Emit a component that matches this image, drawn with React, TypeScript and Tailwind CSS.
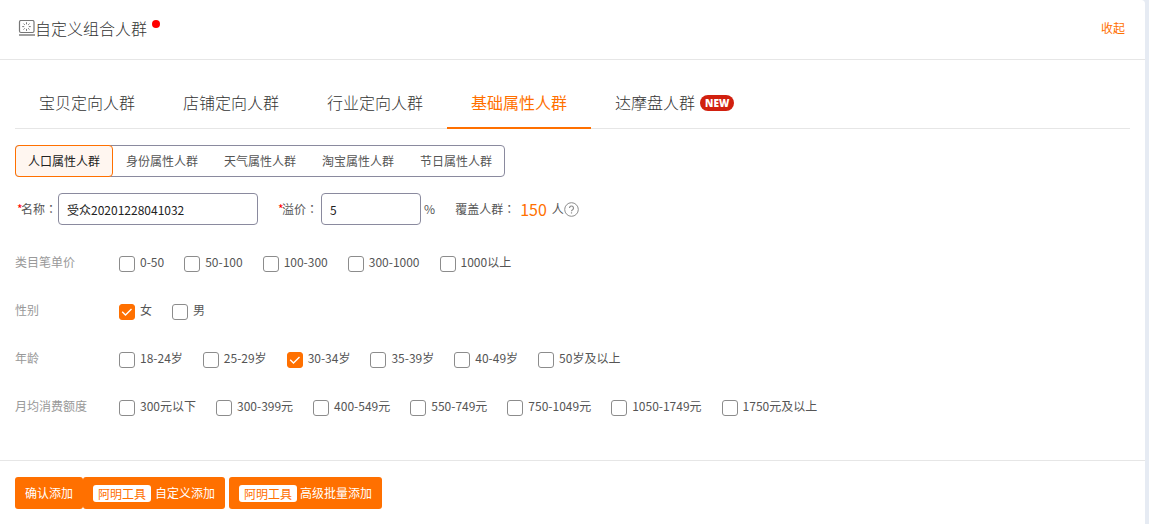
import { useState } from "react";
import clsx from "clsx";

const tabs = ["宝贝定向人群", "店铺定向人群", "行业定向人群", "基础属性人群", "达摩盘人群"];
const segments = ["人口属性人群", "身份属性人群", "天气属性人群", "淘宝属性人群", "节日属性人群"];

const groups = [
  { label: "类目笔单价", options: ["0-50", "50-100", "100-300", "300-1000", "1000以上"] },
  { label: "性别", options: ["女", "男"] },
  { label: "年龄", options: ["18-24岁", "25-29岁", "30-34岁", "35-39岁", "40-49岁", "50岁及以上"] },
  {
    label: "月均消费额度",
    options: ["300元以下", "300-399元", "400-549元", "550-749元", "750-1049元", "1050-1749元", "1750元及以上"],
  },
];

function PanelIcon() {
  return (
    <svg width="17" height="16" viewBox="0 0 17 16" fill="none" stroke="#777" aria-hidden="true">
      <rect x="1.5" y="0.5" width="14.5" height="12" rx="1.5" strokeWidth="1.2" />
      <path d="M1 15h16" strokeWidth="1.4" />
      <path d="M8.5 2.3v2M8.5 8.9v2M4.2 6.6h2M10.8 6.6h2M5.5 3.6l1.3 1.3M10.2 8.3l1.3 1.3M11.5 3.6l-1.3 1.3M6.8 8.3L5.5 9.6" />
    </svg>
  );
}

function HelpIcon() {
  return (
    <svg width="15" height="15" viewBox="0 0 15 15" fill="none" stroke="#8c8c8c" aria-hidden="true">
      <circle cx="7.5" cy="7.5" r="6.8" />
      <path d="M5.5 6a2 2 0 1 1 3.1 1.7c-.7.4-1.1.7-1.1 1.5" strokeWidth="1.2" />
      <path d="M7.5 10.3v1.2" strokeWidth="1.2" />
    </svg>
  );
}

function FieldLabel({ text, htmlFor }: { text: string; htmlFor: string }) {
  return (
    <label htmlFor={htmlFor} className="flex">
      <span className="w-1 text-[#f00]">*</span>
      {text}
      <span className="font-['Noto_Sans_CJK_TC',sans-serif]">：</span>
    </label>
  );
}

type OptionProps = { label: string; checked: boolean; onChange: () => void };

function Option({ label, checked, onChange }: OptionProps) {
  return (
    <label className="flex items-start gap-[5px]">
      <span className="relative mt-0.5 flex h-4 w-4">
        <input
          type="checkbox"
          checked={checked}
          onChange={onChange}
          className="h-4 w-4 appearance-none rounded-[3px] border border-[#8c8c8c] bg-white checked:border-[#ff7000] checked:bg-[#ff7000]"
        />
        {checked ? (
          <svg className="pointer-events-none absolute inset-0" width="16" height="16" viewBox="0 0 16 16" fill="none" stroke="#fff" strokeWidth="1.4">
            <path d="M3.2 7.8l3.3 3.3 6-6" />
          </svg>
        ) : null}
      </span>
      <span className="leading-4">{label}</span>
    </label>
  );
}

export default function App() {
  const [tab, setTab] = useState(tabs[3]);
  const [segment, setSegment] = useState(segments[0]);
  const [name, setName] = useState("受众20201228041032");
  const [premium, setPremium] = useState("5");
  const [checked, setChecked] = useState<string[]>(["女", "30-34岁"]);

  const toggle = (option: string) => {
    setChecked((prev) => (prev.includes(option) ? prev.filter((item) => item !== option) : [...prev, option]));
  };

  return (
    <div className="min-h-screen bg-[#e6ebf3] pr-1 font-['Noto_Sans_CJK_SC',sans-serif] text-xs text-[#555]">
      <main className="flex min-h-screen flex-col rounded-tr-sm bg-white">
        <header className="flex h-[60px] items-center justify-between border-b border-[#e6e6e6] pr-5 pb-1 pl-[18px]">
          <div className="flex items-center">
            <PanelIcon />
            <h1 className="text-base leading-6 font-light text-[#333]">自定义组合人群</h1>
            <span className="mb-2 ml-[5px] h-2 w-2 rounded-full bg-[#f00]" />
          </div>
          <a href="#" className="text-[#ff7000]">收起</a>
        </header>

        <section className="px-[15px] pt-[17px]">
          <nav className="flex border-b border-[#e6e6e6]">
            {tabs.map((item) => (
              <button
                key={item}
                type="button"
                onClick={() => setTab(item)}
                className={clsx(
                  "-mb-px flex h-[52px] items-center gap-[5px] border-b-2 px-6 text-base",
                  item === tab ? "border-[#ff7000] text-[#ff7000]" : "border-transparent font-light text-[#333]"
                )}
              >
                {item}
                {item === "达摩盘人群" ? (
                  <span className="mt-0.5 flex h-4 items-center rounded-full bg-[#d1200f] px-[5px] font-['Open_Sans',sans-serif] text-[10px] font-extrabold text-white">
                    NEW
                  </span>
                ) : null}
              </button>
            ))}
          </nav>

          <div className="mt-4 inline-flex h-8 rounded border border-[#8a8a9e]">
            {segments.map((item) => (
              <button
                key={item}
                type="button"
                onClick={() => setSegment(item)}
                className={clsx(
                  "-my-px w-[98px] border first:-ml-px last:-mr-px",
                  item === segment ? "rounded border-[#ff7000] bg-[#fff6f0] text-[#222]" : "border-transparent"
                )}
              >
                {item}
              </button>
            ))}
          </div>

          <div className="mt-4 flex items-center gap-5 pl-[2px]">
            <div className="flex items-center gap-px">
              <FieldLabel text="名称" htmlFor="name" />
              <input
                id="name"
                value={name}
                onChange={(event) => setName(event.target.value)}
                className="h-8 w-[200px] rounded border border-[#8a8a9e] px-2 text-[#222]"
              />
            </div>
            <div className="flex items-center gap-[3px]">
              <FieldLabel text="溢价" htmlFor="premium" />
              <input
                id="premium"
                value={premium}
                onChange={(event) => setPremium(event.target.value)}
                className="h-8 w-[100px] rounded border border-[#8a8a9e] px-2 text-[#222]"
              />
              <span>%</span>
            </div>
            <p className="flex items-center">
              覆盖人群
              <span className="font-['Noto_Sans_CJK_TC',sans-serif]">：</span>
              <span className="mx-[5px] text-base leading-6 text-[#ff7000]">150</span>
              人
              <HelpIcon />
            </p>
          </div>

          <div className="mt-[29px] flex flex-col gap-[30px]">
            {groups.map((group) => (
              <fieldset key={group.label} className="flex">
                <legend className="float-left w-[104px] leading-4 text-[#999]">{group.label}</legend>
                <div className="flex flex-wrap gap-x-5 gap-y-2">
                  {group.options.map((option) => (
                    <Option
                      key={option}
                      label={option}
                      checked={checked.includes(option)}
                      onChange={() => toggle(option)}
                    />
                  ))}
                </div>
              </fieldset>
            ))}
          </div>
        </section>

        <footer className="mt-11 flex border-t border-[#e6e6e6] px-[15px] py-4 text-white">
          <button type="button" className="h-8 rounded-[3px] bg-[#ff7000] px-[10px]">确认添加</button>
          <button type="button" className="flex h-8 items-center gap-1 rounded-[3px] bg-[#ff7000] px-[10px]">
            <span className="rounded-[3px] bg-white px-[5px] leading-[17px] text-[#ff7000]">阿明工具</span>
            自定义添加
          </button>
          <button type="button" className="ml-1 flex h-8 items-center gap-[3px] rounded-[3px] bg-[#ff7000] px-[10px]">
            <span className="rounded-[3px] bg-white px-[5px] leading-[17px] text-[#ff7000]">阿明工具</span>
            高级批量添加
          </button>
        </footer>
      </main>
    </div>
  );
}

Job:
From start to finish, output the listing exactly, but omit its pictures.

Task answer:
Emit a component that matches this image, drawn with React, TypeScript and Tailwind CSS.
import { useState } from "react";
import clsx from "clsx";

const tabs = ["宝贝定向人群", "店铺定向人群", "行业定向人群", "基础属性人群", "达摩盘人群"];
const segments = ["人口属性人群", "身份属性人群", "天气属性人群", "淘宝属性人群", "节日属性人群"];

const groups = [
  { label: "类目笔单价", options: ["0-50", "50-100", "100-300", "300-1000", "1000以上"] },
  { label: "性别", options: ["女", "男"] },
  { label: "年龄", options: ["18-24岁", "25-29岁", "30-34岁", "35-39岁", "40-49岁", "50岁及以上"] },
  {
    label: "月均消费额度",
    options: ["300元以下", "300-399元", "400-549元", "550-749元", "750-1049元", "1050-1749元", "1750元及以上"],
  },
];

function PanelIcon() {
  return (
    <svg width="17" height="16" viewBox="0 0 17 16" fill="none" stroke="#777" aria-hidden="true">
      <rect x="1.5" y="0.5" width="14.5" height="12" rx="1.5" strokeWidth="1.2" />
      <path d="M1 15h16" strokeWidth="1.4" />
      <path d="M8.5 2.3v2M8.5 8.9v2M4.2 6.6h2M10.8 6.6h2M5.5 3.6l1.3 1.3M10.2 8.3l1.3 1.3M11.5 3.6l-1.3 1.3M6.8 8.3L5.5 9.6" />
    </svg>
  );
}

function HelpIcon() {
  return (
    <svg width="15" height="15" viewBox="0 0 15 15" fill="none" stroke="#8c8c8c" aria-hidden="true">
      <circle cx="7.5" cy="7.5" r="6.8" />
      <path d="M5.5 6a2 2 0 1 1 3.1 1.7c-.7.4-1.1.7-1.1 1.5" strokeWidth="1.2" />
      <path d="M7.5 10.3v1.2" strokeWidth="1.2" />
    </svg>
  );
}

function FieldLabel({ text, htmlFor }: { text: string; htmlFor: string }) {
  return (
    <label htmlFor={htmlFor} className="flex">
      <span className="w-1 text-[#f00]">*</span>
      {text}
      <span className="font-['Noto_Sans_CJK_TC',sans-serif]">：</span>
    </label>
  );
}

type OptionProps = { label: string; checked: boolean; onChange: () => void };

function Option({ label, checked, onChange }: OptionProps) {
  return (
    <label className="flex items-start gap-[5px]">
      <span className="relative mt-0.5 flex h-4 w-4">
        <input
          type="checkbox"
          checked={checked}
          onChange={onChange}
          className="h-4 w-4 appearance-none rounded-[3px] border border-[#8c8c8c] bg-white checked:border-[#ff7000] checked:bg-[#ff7000]"
        />
        {checked ? (
          <svg className="pointer-events-none absolute inset-0" width="16" height="16" viewBox="0 0 16 16" fill="none" stroke="#fff" strokeWidth="1.4">
            <path d="M3.2 7.8l3.3 3.3 6-6" />
          </svg>
        ) : null}
      </span>
      <span className="leading-4">{label}</span>
    </label>
  );
}

export default function App() {
  const [tab, setTab] = useState(tabs[3]);
  const [segment, setSegment] = useState(segments[0]);
  const [name, setName] = useState("受众20201228041032");
  const [premium, setPremium] = useState("5");
  const [checked, setChecked] = useState<string[]>(["女", "30-34岁"]);

  const toggle = (option: string) => {
    setChecked((prev) => (prev.includes(option) ? prev.filter((item) => item !== option) : [...prev, option]));
  };

  return (
    <div className="min-h-screen bg-[#e6ebf3] pr-1 font-['Noto_Sans_CJK_SC',sans-serif] text-xs text-[#555]">
      <main className="flex min-h-screen flex-col rounded-tr-sm bg-white">
        <header className="flex h-[60px] items-center justify-between border-b border-[#e6e6e6] pr-5 pb-1 pl-[18px]">
          <div className="flex items-center">
            <PanelIcon />
            <h1 className="text-base leading-6 font-light text-[#333]">自定义组合人群</h1>
            <span className="mb-2 ml-[5px] h-2 w-2 rounded-full bg-[#f00]" />
          </div>
          <a href="#" className="text-[#ff7000]">收起</a>
        </header>

        <section className="px-[15px] pt-[17px]">
          <nav className="flex border-b border-[#e6e6e6]">
            {tabs.map((item) => (
              <button
                key={item}
                type="button"
                onClick={() => setTab(item)}
                className={clsx(
                  "-mb-px flex h-[52px] items-center gap-[5px] border-b-2 px-6 text-base",
                  item === tab ? "border-[#ff7000] text-[#ff7000]" : "border-transparent font-light text-[#333]"
                )}
              >
                {item}
                {item === "达摩盘人群" ? (
                  <span className="mt-0.5 flex h-4 items-center rounded-full bg-[#d1200f] px-[5px] font-['Open_Sans',sans-serif] text-[10px] font-extrabold text-white">
                    NEW
                  </span>
                ) : null}
              </button>
            ))}
          </nav>

          <div className="mt-4 inline-flex h-8 rounded border border-[#8a8a9e]">
            {segments.map((item) => (
              <button
                key={item}
                type="button"
                onClick={() => setSegment(item)}
                className={clsx(
                  "-my-px w-[98px] border first:-ml-px last:-mr-px",
                  item === segment ? "rounded border-[#ff7000] bg-[#fff6f0] text-[#222]" : "border-transparent"
                )}
              >
                {item}
              </button>
            ))}
          </div>

          <div className="mt-4 flex items-center gap-5 pl-[2px]">
            <div className="flex items-center gap-px">
              <FieldLabel text="名称" htmlFor="name" />
              <input
                id="name"
                value={name}
                onChange={(event) => setName(event.target.value)}
                className="h-8 w-[200px] rounded border border-[#8a8a9e] px-2 text-[#222]"
              />
            </div>
            <div className="flex items-center gap-[3px]">
              <FieldLabel text="溢价" htmlFor="premium" />
              <input
                id="premium"
                value={premium}
                onChange={(event) => setPremium(event.target.value)}
                className="h-8 w-[100px] rounded border border-[#8a8a9e] px-2 text-[#222]"
              />
              <span>%</span>
            </div>
            <p className="flex items-center">
              覆盖人群
              <span className="font-['Noto_Sans_CJK_TC',sans-serif]">：</span>
              <span className="mx-[5px] text-base leading-6 text-[#ff7000]">150</span>
              人
              <HelpIcon />
            </p>
          </div>

          <div className="mt-[29px] flex flex-col gap-[30px]">
            {groups.map((group) => (
              <fieldset key={group.label} className="flex">
                <legend className="float-left w-[104px] leading-4 text-[#999]">{group.label}</legend>
                <div className="flex flex-wrap gap-x-5 gap-y-2">
                  {group.options.map((option) => (
                    <Option
                      key={option}
                      label={option}
                      checked={checked.includes(option)}
                      onChange={() => toggle(option)}
                    />
                  ))}
                </div>
              </fieldset>
            ))}
          </div>
        </section>

        <footer className="mt-11 flex border-t border-[#e6e6e6] px-[15px] py-4 text-white">
          <button type="button" className="h-8 rounded-[3px] bg-[#ff7000] px-[10px]">确认添加</button>
          <button type="button" className="flex h-8 items-center gap-1 rounded-[3px] bg-[#ff7000] px-[10px]">
            <span className="rounded-[3px] bg-white px-[5px] leading-[17px] text-[#ff7000]">阿明工具</span>
            自定义添加
          </button>
          <button type="button" className="ml-1 flex h-8 items-center gap-[3px] rounded-[3px] bg-[#ff7000] px-[10px]">
            <span className="rounded-[3px] bg-white px-[5px] leading-[17px] text-[#ff7000]">阿明工具</span>
            高级批量添加
          </button>
        </footer>
      </main>
    </div>
  );
}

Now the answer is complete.